Welcome to our class!
We are an environmental science course at St. Benedict's Prep in Newark, NJ, taught by Mrs. T. We'll be blogging about environmental issues all term, so please stay tuned!
Monday, April 8, 2019
Minamata Environmental Disease
Minamata disease was first discovered in Minamata city in Kumamoto prefecture Japan, in Japan, in 1956. It was caused by the release of methylmercury in the industrial wastewater from the Chisso Corporation's chemical factory, which continued from 1932 to 1968. The Chisso Corporation first opened a chemical factory in Minamata in 1908. Initially producing fertilizers, the factory followed the nationwide expansion of Japan's chemical industry, branching out into the production of acetylene, acetaldehyde, acetic acid, vinyl chloride, and octanol, among others. The Minamata factory became the most advanced in all Japan, both before and World War II. The products resulting from the manufacture of these chemicals were released into Minamata Bay in the factory wastewater. Inevitably, these pollutants had an environmental impact. Ultimately it was caused by daily intake of fish and shellfish highly contaminated by methylmercury. Through gills and gastrointestinal tracts, fishery products such as fish, shrimp, carbs, and shellfish, take in methylmercury discharged from chemical plants into rivers and seas.
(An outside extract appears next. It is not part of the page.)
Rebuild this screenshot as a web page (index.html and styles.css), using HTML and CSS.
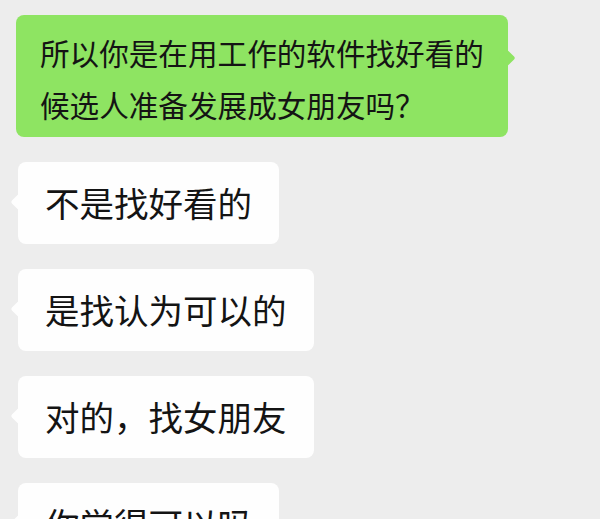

Flesh-eating fish that eat those contaminated fish also accumulate the toxic substance( food web). Thus accumulated methylmercury in sea-food intoxicates people who have eaten a lot of such seafood daily. Sometimes referred to as Chisso-Minamata disease. The symptoms include ataxia, numbness in the hands and feet, general muscle weakness, narrowing of the field of vision and damage to hearing and speech. A fundamental cure for Minamata disease has not yet been found. The main treatments involve the temporary relief of symptoms (symptoms therapy), rehabilitation (physiotherapy and occupational therapy). In all, 900 people died and 2,265 people were certified as having directly suffered from mercury poisoning- now known as Minamata disease.